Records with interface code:
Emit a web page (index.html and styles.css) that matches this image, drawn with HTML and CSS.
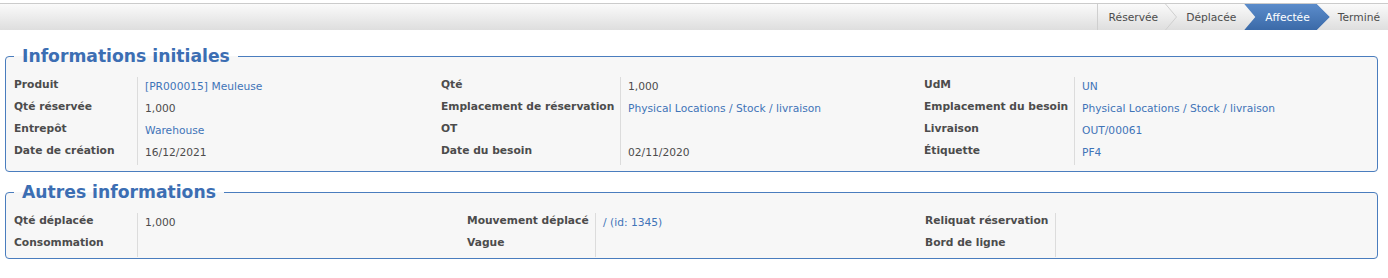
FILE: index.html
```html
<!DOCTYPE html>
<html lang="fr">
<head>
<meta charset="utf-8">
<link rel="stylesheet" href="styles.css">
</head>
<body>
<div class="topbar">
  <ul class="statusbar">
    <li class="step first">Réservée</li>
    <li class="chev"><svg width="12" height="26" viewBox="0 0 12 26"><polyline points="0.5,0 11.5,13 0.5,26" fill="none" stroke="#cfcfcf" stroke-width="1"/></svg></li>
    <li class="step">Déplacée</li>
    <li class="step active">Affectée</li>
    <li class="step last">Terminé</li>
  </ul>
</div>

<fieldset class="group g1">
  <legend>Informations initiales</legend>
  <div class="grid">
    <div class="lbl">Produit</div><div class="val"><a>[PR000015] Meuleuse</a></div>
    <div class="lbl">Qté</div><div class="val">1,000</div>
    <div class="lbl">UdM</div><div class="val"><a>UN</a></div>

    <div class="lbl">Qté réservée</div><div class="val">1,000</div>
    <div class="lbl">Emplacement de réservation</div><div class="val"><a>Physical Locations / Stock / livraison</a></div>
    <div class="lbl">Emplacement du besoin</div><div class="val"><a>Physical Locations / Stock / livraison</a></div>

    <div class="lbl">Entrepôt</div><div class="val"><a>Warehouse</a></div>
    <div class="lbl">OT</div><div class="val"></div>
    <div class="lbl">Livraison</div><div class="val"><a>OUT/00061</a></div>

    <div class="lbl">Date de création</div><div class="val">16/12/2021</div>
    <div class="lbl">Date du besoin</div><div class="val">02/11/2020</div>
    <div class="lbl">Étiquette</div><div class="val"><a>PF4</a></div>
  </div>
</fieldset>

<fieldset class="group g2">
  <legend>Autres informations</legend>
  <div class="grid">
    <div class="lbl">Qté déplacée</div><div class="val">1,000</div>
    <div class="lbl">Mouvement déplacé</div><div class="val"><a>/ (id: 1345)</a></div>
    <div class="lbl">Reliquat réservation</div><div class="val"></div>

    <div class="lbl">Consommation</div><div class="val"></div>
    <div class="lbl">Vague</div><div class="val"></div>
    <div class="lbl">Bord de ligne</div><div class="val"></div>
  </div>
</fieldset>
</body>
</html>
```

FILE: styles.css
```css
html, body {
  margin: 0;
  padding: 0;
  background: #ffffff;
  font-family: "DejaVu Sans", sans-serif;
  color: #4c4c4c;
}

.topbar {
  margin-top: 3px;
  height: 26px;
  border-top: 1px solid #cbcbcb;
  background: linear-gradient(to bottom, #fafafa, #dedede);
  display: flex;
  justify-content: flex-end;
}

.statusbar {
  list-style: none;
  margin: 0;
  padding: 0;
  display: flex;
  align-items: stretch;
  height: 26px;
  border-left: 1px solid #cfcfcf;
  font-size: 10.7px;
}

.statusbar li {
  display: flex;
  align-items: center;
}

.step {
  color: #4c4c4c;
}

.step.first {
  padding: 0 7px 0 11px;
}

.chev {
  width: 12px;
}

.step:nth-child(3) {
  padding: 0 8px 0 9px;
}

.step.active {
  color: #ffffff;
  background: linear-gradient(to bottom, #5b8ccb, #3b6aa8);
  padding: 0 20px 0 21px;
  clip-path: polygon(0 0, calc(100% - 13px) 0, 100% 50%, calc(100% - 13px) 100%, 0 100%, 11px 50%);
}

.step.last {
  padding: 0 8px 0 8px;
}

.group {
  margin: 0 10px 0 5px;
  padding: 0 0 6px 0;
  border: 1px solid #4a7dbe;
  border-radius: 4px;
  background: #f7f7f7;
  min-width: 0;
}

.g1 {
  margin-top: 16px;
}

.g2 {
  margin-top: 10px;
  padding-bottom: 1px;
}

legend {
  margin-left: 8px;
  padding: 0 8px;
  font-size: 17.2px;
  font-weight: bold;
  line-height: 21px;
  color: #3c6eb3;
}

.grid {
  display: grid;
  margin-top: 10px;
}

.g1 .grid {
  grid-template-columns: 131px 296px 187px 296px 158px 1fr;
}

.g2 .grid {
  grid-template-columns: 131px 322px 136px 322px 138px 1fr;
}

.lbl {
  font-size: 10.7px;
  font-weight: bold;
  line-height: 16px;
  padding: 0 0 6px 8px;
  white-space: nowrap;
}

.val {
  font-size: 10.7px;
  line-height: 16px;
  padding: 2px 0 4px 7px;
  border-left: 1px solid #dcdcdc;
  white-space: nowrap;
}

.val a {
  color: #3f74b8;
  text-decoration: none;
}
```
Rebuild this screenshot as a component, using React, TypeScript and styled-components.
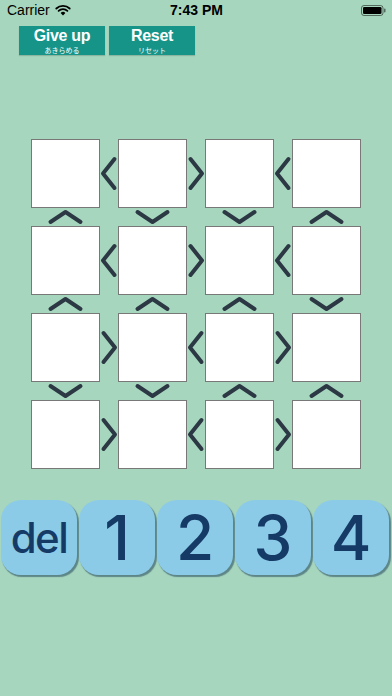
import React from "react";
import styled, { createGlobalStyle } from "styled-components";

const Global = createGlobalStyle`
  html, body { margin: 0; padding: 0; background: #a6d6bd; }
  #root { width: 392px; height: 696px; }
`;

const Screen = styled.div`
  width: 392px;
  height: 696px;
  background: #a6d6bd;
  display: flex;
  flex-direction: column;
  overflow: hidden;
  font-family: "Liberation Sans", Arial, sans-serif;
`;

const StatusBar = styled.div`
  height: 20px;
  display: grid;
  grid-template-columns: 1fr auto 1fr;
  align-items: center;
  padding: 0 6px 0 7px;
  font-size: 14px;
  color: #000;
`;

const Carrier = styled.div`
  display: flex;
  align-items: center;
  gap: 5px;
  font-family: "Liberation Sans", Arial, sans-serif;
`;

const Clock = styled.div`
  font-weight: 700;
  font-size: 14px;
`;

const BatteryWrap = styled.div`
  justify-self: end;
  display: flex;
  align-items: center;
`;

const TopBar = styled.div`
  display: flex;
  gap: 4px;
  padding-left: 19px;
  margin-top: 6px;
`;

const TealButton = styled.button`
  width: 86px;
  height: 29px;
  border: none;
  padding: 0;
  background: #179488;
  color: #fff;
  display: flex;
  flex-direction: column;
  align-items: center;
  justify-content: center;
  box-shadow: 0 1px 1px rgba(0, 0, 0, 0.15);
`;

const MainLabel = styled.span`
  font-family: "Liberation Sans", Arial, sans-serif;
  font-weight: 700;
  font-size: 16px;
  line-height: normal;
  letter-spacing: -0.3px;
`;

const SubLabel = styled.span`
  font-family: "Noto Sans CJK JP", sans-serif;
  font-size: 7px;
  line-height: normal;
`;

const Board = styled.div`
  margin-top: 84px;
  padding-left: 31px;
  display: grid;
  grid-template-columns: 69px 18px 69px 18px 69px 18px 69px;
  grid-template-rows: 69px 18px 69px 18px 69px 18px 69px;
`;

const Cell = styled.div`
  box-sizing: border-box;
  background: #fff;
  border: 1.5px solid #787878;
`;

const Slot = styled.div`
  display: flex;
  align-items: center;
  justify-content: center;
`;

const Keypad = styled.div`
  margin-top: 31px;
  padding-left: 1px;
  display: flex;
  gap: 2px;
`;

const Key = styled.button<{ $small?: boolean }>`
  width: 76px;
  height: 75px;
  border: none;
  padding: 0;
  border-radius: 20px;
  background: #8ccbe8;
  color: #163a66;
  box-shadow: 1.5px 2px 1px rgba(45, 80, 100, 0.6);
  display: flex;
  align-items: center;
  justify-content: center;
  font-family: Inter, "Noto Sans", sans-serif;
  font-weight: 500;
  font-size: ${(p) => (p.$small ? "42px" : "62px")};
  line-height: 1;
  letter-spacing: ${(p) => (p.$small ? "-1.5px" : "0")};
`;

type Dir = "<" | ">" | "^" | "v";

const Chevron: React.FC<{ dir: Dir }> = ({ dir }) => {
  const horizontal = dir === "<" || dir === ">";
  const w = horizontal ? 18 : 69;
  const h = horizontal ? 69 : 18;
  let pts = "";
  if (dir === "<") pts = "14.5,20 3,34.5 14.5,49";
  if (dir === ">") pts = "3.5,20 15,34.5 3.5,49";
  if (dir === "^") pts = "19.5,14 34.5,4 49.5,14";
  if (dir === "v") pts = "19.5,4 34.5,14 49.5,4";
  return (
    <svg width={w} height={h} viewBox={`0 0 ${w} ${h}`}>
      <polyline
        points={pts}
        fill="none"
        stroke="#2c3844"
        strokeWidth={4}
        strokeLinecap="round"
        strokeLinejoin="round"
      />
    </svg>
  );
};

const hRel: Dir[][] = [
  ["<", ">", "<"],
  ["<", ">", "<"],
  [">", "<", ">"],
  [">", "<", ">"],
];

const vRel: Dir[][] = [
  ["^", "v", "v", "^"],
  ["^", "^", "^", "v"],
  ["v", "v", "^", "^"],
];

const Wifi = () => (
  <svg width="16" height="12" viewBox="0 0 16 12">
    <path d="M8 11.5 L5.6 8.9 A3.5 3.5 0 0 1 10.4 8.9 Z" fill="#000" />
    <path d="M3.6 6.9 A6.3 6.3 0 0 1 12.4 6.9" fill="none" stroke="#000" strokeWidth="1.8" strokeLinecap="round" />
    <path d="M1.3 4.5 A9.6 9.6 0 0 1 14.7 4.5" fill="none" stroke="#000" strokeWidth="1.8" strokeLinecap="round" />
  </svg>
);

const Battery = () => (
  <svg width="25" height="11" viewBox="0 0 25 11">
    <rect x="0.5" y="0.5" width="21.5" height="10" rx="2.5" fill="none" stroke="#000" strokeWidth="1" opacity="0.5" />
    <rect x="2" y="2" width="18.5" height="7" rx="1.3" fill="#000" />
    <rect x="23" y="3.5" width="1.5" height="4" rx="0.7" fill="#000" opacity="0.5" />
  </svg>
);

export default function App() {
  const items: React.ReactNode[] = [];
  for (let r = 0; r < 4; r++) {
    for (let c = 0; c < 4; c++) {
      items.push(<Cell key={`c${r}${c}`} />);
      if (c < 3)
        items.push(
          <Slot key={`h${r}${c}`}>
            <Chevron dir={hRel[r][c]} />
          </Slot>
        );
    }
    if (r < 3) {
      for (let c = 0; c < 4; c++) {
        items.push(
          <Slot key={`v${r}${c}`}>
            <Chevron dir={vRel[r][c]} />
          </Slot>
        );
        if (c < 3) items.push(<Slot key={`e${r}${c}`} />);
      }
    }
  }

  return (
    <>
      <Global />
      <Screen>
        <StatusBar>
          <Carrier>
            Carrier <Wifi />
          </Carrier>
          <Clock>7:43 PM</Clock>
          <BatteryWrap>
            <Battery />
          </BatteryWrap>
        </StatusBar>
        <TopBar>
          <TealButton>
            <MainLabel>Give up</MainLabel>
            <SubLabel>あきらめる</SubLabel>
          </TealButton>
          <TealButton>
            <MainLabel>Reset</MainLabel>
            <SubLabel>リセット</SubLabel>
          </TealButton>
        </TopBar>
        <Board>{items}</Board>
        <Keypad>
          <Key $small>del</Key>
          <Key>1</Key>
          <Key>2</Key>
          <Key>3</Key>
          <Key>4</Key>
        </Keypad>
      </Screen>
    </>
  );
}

» Exercise requirements: Return every line containing "React".

» Full solution:
Rebuild this screenshot as a component, using React, TypeScript and styled-components.
import React from "react";
const Chevron: React.FC<{ dir: Dir }> = ({ dir }) => {
  const items: React.ReactNode[] = [];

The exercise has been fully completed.